#### What you are asked to do:
Retype, word for word, the lines between the ones holding "What React, TypeScript" and "const TILE = 'border-[#1f9a28]';", inclusive; pictures stay out of the copy.

#### Raw records:
============================================================

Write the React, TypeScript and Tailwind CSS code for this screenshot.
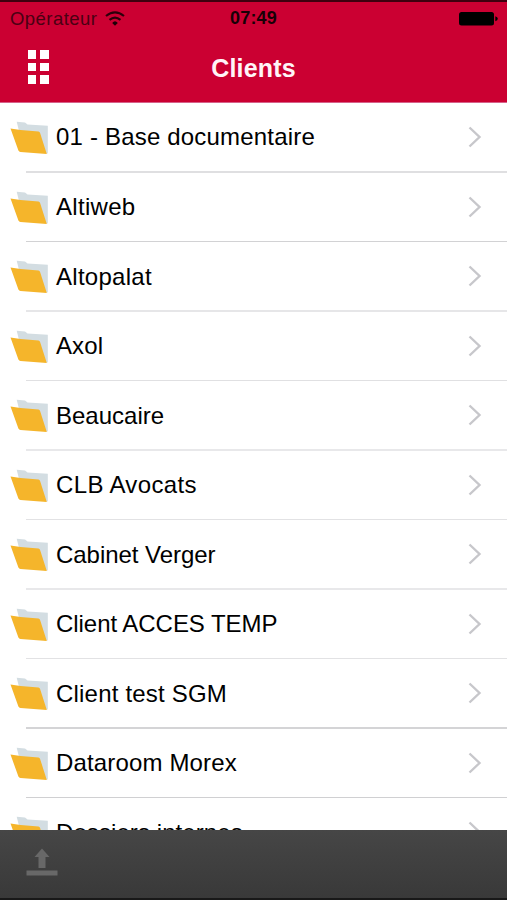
const clients = [
  { name: '01 - Base documentaire', line: 'bg-[#dfdfe1] h-[2px]', spacing: 'tracking-[0.19px]' },
  { name: 'Altiweb', line: 'bg-[#d2d2d4] h-[1.5px]', spacing: 'tracking-[0.3px]' },
  { name: 'Altopalat', line: 'bg-[#e6e6e8] h-[1.5px]', spacing: 'tracking-[0.27px]' },
  { name: 'Axol', line: 'bg-[#e0e0e2] h-[1.5px]', spacing: 'tracking-[0.1px]' },
  { name: 'Beaucaire', line: 'bg-[#e8e8ea] h-[1.5px]', spacing: 'tracking-[0px]' },
  { name: 'CLB Avocats', line: 'bg-[#e2e2e4] h-[1.5px]', spacing: 'tracking-[0.35px]' },
  { name: 'Cabinet Verger', line: 'bg-[#e8e8ea] h-[1.5px]', spacing: 'tracking-[-0.04px]' },
  { name: 'Client ACCES TEMP', line: 'bg-[#e2e2e4] h-[1.5px]', spacing: 'tracking-[-0.05px]' },
  { name: 'Client test SGM', line: 'bg-[#d4d4d6] h-[1.5px]', spacing: 'tracking-[0.2px]' },
  { name: 'Dataroom Morex', line: 'bg-[#d0d0d2] h-[1.5px]', spacing: 'tracking-[0.15px]' },
  { name: 'Dossiers internes', line: 'bg-[#e0e0e2] h-[1.5px]', spacing: 'tracking-[0.08px]' },
];

function Folder() {
  return (
    <svg className="mt-[2px] ml-[10px] h-[34px] w-[39px] shrink-0" viewBox="0 0 39 34">
      <path d="M6.7 .7L15 1.4L17.5 3.4L37.8 4.8V32.5L14 30Z" fill="#d3dde2" />
      <path d="M.5 7.5L10.5 9L28.5 10.5Q29.6 10.7 30 11.7L36.8 33L10.5 31Q9 30.8 8.4 29.6Z" fill="#f5b52b" />
    </svg>
  );
}

function Wifi() {
  return (
    <svg className="ml-[8px] h-[15px] w-[20px]" viewBox="0 0 20 15">
      <path d="M1 5Q10-2.4 19 5M4.5 8.9Q10 4.4 15.5 8.9" fill="none" stroke="#2b000b" strokeWidth="2.2" />
      <path d="M7.2 11.9Q10 8.6 12.8 11.9L10 14.8Z" fill="#1c0007" />
    </svg>
  );
}

export default function App() {
  return (
    <div className="flex h-[900px] w-[507px] flex-col overflow-hidden bg-white font-['Liberation_Sans',Arial,sans-serif] text-black">
      <header className="h-[103px] shrink-0 border-t-2 border-b border-t-[#3f000f] border-b-[#d6628a] bg-[#cb0032]">
        <div className="grid h-[33px] grid-cols-3 items-center">
          <div className="flex items-center pl-[10px] text-[18.5px] text-[#4a0012]">
            <span className="tracking-[0.45px]">Opérateur</span>
            <Wifi />
          </div>
          <div className="text-center text-[18px] font-bold tracking-[0.2px] text-[#180006]">07:49</div>
          <svg className="mr-[9px] h-[14px] w-[39px] justify-self-end" viewBox="0 0 39 14">
            <rect x="0" y="0" width="35" height="13.5" rx="2.5" />
            <path d="M36.3 4.3Q38.8 5 38.8 6.8Q38.8 8.6 36.3 9.3Z" />
          </svg>
        </div>
        <div className="grid h-[64px] grid-cols-3 items-center">
          <div className="ml-[27.5px] grid w-[21.5px] grid-cols-2 gap-[4px]">
            {[0, 1, 2, 3, 4, 5].map((i) => (
              <span key={i} className="h-[8.6px] bg-white" />
            ))}
          </div>
          <h1 className="pt-[3px] text-center text-[25px] font-bold tracking-[0.2px] text-[#fff4f7]">Clients</h1>
        </div>
      </header>
      <main className="min-h-0 flex-1 overflow-hidden">
        {clients.map((c) => (
          <div key={c.name} className="flex h-[69.5px] flex-col">
            <div className="flex min-h-0 flex-1 items-center">
              <Folder />
              <span className={`ml-[7px] flex-1 pt-px text-[24px] whitespace-nowrap ${c.spacing}`}>{c.name}</span>
              <svg className="mr-[25px] h-[22px] w-[14px]" viewBox="0 0 14 22">
                <path d="M1.5 1.5L11.5 11L1.5 20.5" fill="none" stroke="#c7c7cb" strokeWidth="2.4" />
              </svg>
            </div>
            <div className={`ml-[26px] ${c.line}`} />
          </div>
        ))}
      </main>
      <footer className="h-[70px] shrink-0 border-b-2 border-[#181818] bg-linear-to-b from-[#464646] to-[#393939]">
        <svg className="mt-[18px] ml-[26px] h-[28px] w-[32px]" viewBox="0 0 32 28" fill="#686868">
          <path d="M16 .5L23.5 9H19.5V20H12.5V9H8.5Z" />
          <rect x="0.5" y="22.5" width="31" height="5" />
        </svg>
      </footer>
    </div>
  );
}
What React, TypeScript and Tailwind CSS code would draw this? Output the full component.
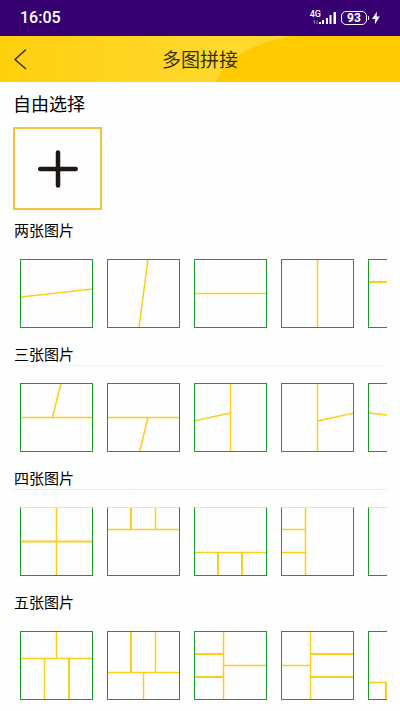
type Line = [x1: number, y1: number, x2: number, y2: number, width?: number];

interface Section {
  title: string;
  rule: string;
  tile: string;
  layouts: Line[][];
}

const TILE = 'border-[#1f9a28]';

// Split lines are given in tile coordinates, 73 x 69
const SECTIONS: Section[] = [
  {
    title: '两张图片',
    rule: 'border-[#fafafa]',
    tile: TILE,
    layouts: [
      [[0, 38, 73, 30]],
      [[41, 0, 32, 69]],
      [[0, 34.5, 73, 34.5]],
      [[36.5, 0, 36.5, 69]],
      [[0, 23, 73, 23, 2]],
    ],
  },
  {
    title: '三张图片',
    rule: 'border-[#f3f3f3]',
    tile: TILE,
    layouts: [
      [[0, 34.5, 73, 34.5], [41, 0, 32.5, 34.5]],
      [[0, 34.5, 73, 34.5], [41, 34.5, 32.5, 69]],
      [[36.5, 0, 36.5, 69], [0, 38, 36.5, 30]],
      [[36.5, 0, 36.5, 69], [36.5, 38, 73, 30]],
      [[0, 30, 73, 38]],
    ],
  },
  {
    title: '四张图片',
    rule: 'border-[#ebebeb]',
    tile: 'border-[#1f9a28] border-t-[#cdf2cd]',
    layouts: [
      [[36.5, 0, 36.5, 69], [0, 34.5, 73, 34.5, 2]],
      [[0, 22.5, 73, 22.5], [24, 0, 24, 22.5, 2], [48.5, 0, 48.5, 22.5]],
      [[0, 45.5, 73, 45.5], [24, 45.5, 24, 69, 2], [48, 45.5, 48, 69, 2]],
      [[24.5, 0, 24.5, 69], [0, 22.5, 24.5, 22.5], [0, 45.5, 24.5, 45.5]],
      [[48.5, 0, 48.5, 69], [48.5, 22.5, 73, 22.5], [48.5, 45.5, 73, 45.5]],
    ],
  },
  {
    title: '五张图片',
    rule: 'border-transparent',
    tile: TILE,
    layouts: [
      [[0, 27.5, 73, 27.5], [36.5, 0, 36.5, 27.5], [24.5, 27.5, 24.5, 69], [49, 27.5, 49, 69, 2]],
      [[0, 41.5, 73, 41.5], [24, 0, 24, 41.5, 2], [48.5, 0, 48.5, 41.5], [36.5, 41.5, 36.5, 69]],
      [[29.5, 0, 29.5, 69], [0, 23, 29.5, 23, 2], [0, 46, 29.5, 46, 2], [29.5, 34.5, 73, 34.5]],
      [[29.5, 0, 29.5, 69], [29.5, 23, 73, 23, 2], [29.5, 46, 73, 46, 2], [0, 34.5, 29.5, 34.5]],
      [[0, 51.5, 73, 51.5], [18, 51.5, 18, 69, 2], [36.5, 51.5, 36.5, 69], [55, 51.5, 55, 69, 2]],
    ],
  },
];

function StatusBar() {
  return (
    <div className="flex h-9 items-center justify-between bg-[#370070] px-5 font-['Roboto',sans-serif] text-white">
      <span className="text-base leading-5 font-medium">16:05</span>
      <div className="flex items-center">
        <div className="flex h-4 items-start">
          <span className="text-[9px] leading-[9px] font-medium">4G</span>
          <svg className="-ml-2 h-4 w-6" viewBox="0 0 24 16" fill="#fff" aria-hidden="true">
            <path d="M1.500 14v-3.500l-1.200 1.200M4 10.500v3.500l1.200-1.200" stroke="#9b7fb8" fill="none" strokeWidth="0.800" />
            <rect x="6" y="12" width="2" height="2" />
            <rect x="9" y="10" width="2" height="4" />
            <rect x="13" y="8" width="2" height="6" />
            <rect x="16.500" y="5" width="2" height="9" rx="0.500" />
            <rect x="20.500" y="2" width="2.500" height="12" rx="0.500" />
          </svg>
        </div>
        <span className="ml-1 flex h-[14px] w-[26px] items-center justify-center rounded-[5px] border border-white text-xs leading-3 font-bold">
          93
        </span>
        <span className="ml-px h-1 w-px rounded-r bg-white" />
        <svg className="ml-[3px] h-[14px] w-2" viewBox="0 0 8 14" fill="#fff" aria-hidden="true">
          <path d="M5 0.500 0 8h3.200L2.800 13.500 7.800 5.500H4.600z" />
        </svg>
      </div>
    </div>
  );
}

function Header() {
  return (
    <header className="relative flex h-[46px] items-center justify-center bg-linear-to-r from-[#ffd00c] to-[#ffd92e] to-60%">
      <svg
        className="absolute inset-0 size-full"
        viewBox="0 0 400 46"
        preserveAspectRatio="none"
        aria-hidden="true"
      >
        <path d="M216 46Q230 11 293 0H400V46z" fill="#ffca00" />
      </svg>
      <button type="button" aria-label="返回" className="absolute left-2 p-1">
        <svg className="h-6 w-4" viewBox="0 0 16 24" fill="none" stroke="#37310f" strokeWidth="1.500">
          <path d="M14 2.500 3 12.500 14 22" />
        </svg>
      </button>
      <h1 className="relative text-[19px] leading-6 text-[#37310f]">多图拼接</h1>
    </header>
  );
}

function LayoutTile({ lines, label, border }: { lines: Line[]; label: string; border: string }) {
  return (
    <button type="button" aria-label={label} className={`h-[69px] w-[73px] shrink-0 border ${border}`}>
      <svg className="block size-full" viewBox="1 1 71 67" stroke="#f8d01c">
        {lines.map(([x1, y1, x2, y2, width = 1.5], i) => (
          <line key={i} x1={x1} y1={y1} x2={x2} y2={y2} strokeWidth={width} />
        ))}
      </svg>
    </button>
  );
}

export default function App() {
  return (
    <div className="min-h-screen bg-[#fefefe] font-['Noto_Sans_CJK_SC',sans-serif] text-black">
      <StatusBar />
      <Header />
      <main className="px-[13px] pt-[11px]">
        <h2 className="text-lg leading-5">自由选择</h2>
        <button
          type="button"
          aria-label="添加图片"
          className="mt-[14px] mb-[10px] flex h-[83px] w-[89px] items-center justify-center border-2 border-[#efc543]"
        >
          <svg className="size-10" viewBox="0 0 40 40" stroke="#211614" strokeWidth="4.500" strokeLinecap="round">
            <path d="M20 3.500v33M2.200 20h35.500" />
          </svg>
        </button>
        {SECTIONS.map((section) => (
          <section key={section.title} className="mb-4">
            <h2 className={`h-[22px] border-b pl-px text-[15px] leading-5 ${section.rule}`}>{section.title}</h2>
            <div className="mt-[17px] flex gap-[14px] overflow-x-auto pl-[7px] [scrollbar-width:none]">
              {section.layouts.map((lines, i) => (
                <LayoutTile key={i} lines={lines} label={`${section.title} ${i + 1}`} border={section.tile} />
              ))}
            </div>
          </section>
        ))}
      </main>
    </div>
  );
}
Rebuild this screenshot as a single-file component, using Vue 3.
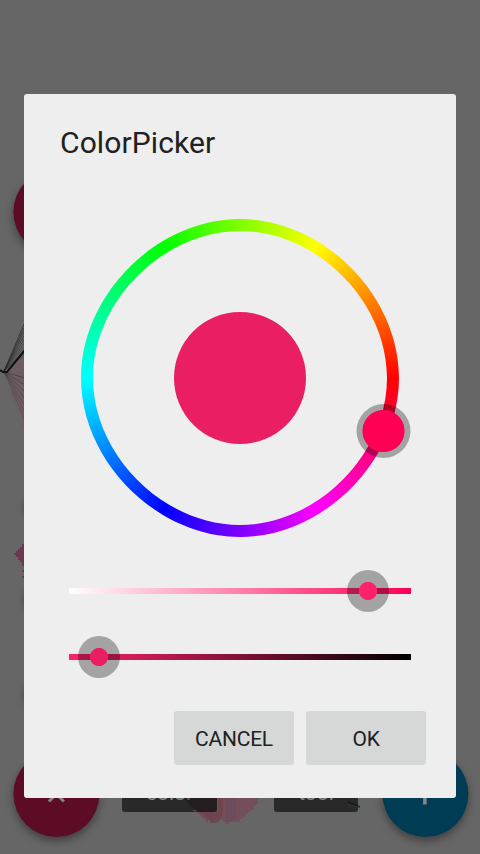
<script setup>
const strands = Array.from({ length: 9 }, (_, i) => ({ y: 322 + i * 4, o: 0.85 - i * 0.05 }))
const lower = Array.from({ length: 7 }, (_, i) => ({ y: 378 + i * 7, o: 0.6 - i * 0.06 }))
</script>

<template>
  <main class="screen">
    <svg class="sketch" viewBox="0 0 480 854" aria-hidden="true">
      <path d="M5 372 L30 345 V426 H22 V416 L16 406 L11 396 L12 386Z" fill="#785060" opacity=".4" />
      <g stroke="#262626" stroke-width=".8" fill="none">
        <line v-for="s in strands" :key="'u' + s.y" x1="4" y1="371" x2="25" :y2="s.y" :opacity="s.o" />
        <line v-for="s in lower" :key="'l' + s.y" x1="4" y1="372" x2="25" :y2="s.y" :opacity="s.o" />
        <path d="M0 370 L3 372 H7 L25 350" stroke="#111" stroke-width="2" />
      </g>
      <path d="M14 553h2v-2h2v-2h2v-2h2v-3h4v22h-4v-4h-2v-2h-2v-3h-2v-2h-2z M22 570h3v2h-3z M22 576h3v2h-3z" fill="#693950" />
    </svg>

    <div class="fab pink top"></div>
    <i class="glow g1"></i><i class="glow g2"></i><i class="glow g3"></i>
    <footer class="tools">
      <div class="fab pink">
        <svg viewBox="0 0 86 86"><path d="M35.500 50.500 L43 43 L50.500 50.500" stroke="#858585" stroke-width="3" fill="none" /></svg>
      </div>
      <span class="label color">color</span>
      <span class="label tool">tool</span>
      <div class="fab blue">
        <svg viewBox="0 0 86 86"><path d="M42.500 32V53.500" stroke="#858585" stroke-width="3.600" /></svg>
      </div>
    </footer>
    <svg class="sketch" viewBox="0 0 480 854" aria-hidden="true">
      <path d="M183 796 H217 V812 H197 L190 806Z" fill="#200c14" opacity=".35" />
      <path d="M197 812H217V796H258V804h-2v2h-2v4h-3v2h-3v2h-2v3h-3v2h-3v3h-4v-2h-3v2h-4v2h-3v-2h-3v-2h-3v2h-3v-2h-3v2h-4v-2h-2v2h-2v-2h-2v-2h-2v-2h-2v-2h-2v-2h-2v-2h-4z" fill="#754e5b" />
      <path d="M197 812H218V796H223V814L217 823h-7v-3h-3v-3h-3v-3z" fill="#6b4048" opacity=".7" />
      <path d="M225 796h11v26h-11z" fill="#684d5c" opacity=".6" />
      <path d="M348 802 L360 807" stroke="#181818" stroke-width="1.500" />
      <path d="M348 805 L360 807" stroke="#1b421d" stroke-width=".8" />
    </svg>

    <section class="dialog" role="dialog">
      <h1>ColorPicker</h1>
      <div class="wheel">
        <div class="hues"></div>
        <div class="preview"></div>
        <div class="hue-thumb"></div>
      </div>
      <div class="slider saturation"><div class="thumb"></div></div>
      <div class="slider value"><div class="thumb"></div></div>
      <div class="actions">
        <button>CANCEL</button>
        <button>OK</button>
      </div>
    </section>
  </main>
</template>

<style>
body { margin: 0; background: #666; }
</style>

<style scoped>
.screen { position: relative; width: 480px; height: 854px; overflow: hidden; background: #666; padding: 94px 24px 56px; box-sizing: border-box; font-family: Roboto, sans-serif; }
.sketch { position: absolute; left: 0; top: 0; width: 480px; height: 854px; }
.fab { width: 86px; height: 86px; flex: none; border-radius: 50%; box-shadow: 0 4px 9px rgba(0, 0, 0, .38); transform: translateX(.4px); }
.fab svg { display: block; width: 86px; height: 86px; }
.pink { background: #5d0c26; }
.blue { background: #003c53; }
.top { position: absolute; left: 13px; top: 169px; }
.glow { position: absolute; left: 25px; width: 40px; height: 28px; border-radius: 50%; box-shadow: 0 2px 8px rgba(0, 0, 0, .4); }
.g1 { top: 492px; }
.g2 { top: 584px; }
.g3 { top: 679px; }
.tools { position: absolute; left: 13px; top: 751px; width: 456px; height: 86px; display: flex; }
.label { box-sizing: border-box; height: 35px; margin-top: 26px; border-radius: 3px; background: #292929; color: #8a8a8a; font-size: 21px; line-height: 33px; text-align: center; }
.color { width: 95px; margin-left: 23px; }
.tool { width: 84px; margin-left: 57px; margin-right: 24px; }
.dialog { position: relative; box-sizing: border-box; width: 432px; height: 704px; border-radius: 3px; background: #eee; display: flex; flex-direction: column; }
h1 { margin: 31px 36px 0; height: 36px; font-size: 30px; line-height: 36px; font-weight: 400; letter-spacing: .1px; color: #212121; }
.wheel { position: relative; width: 318px; height: 318px; margin: 58px 57px 0; display: grid; place-items: center; }
.hues, .preview { grid-area: 1 / 1; }
.hues { width: 318px; height: 318px; background: conic-gradient(from 90deg, #f00, #f0f, #00f, #0ff, #0f0, #ff0, #f00); clip-path: path(evenodd, "M318 159 C318 242.100 242.100 318 159 318 C75.900 318 0 242.100 0 159 C0 75.900 75.900 0 159 0 C242.100 0 318 75.900 318 159 Z M306 159 C306 235.800 235.800 306 159 306 C82.200 306 12 235.800 12 159 C12 82.200 82.200 12 159 12 C235.800 12 306 82.200 306 159 Z"); }
.preview { width: 132px; height: 132px; border-radius: 50%; background: #e91e63; }
.hue-thumb { position: absolute; left: 275px; top: 185px; width: 54px; height: 54px; border-radius: 50%; background: radial-gradient(circle, #ff0055 20.700px, rgba(0, 0, 0, .314) 21.400px); transform: translateX(.5px); }
.slider { width: 342px; height: 6px; margin-left: 45px; display: flex; align-items: center; }
.saturation { margin-top: 51px; background: linear-gradient(90deg, #fff, #ff0055); }
.value { margin-top: 60px; background: linear-gradient(90deg, #ff216c, #000); }
.thumb { width: 42px; height: 42px; flex: none; border-radius: 50%; }
.saturation .thumb { margin-left: 278px; background: radial-gradient(circle, #ff216c 8.700px, rgba(0, 0, 0, .314) 9.400px); }
.value .thumb { margin-left: 9px; background: radial-gradient(circle, #e91e63 8.700px, rgba(0, 0, 0, .314) 9.400px); }
.actions { display: flex; justify-content: flex-end; gap: 12px; margin: 51px 30px 0; }
button { width: 120px; height: 54px; border: 0; border-radius: 3px; padding: 1px 0 0; background: #d6d8d7; color: #212121; font: 400 21px/24px Roboto, sans-serif; letter-spacing: -.25px; }
</style>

============================================================

#### The solution:
What React, TypeScript and Tailwind CSS code would draw this? Output the full component.
type Line = [x1: number, y1: number, x2: number, y2: number, width?: number];

interface Section {
  title: string;
  rule: string;
  tile: string;
  layouts: Line[][];
}

const TILE = 'border-[#1f9a28]';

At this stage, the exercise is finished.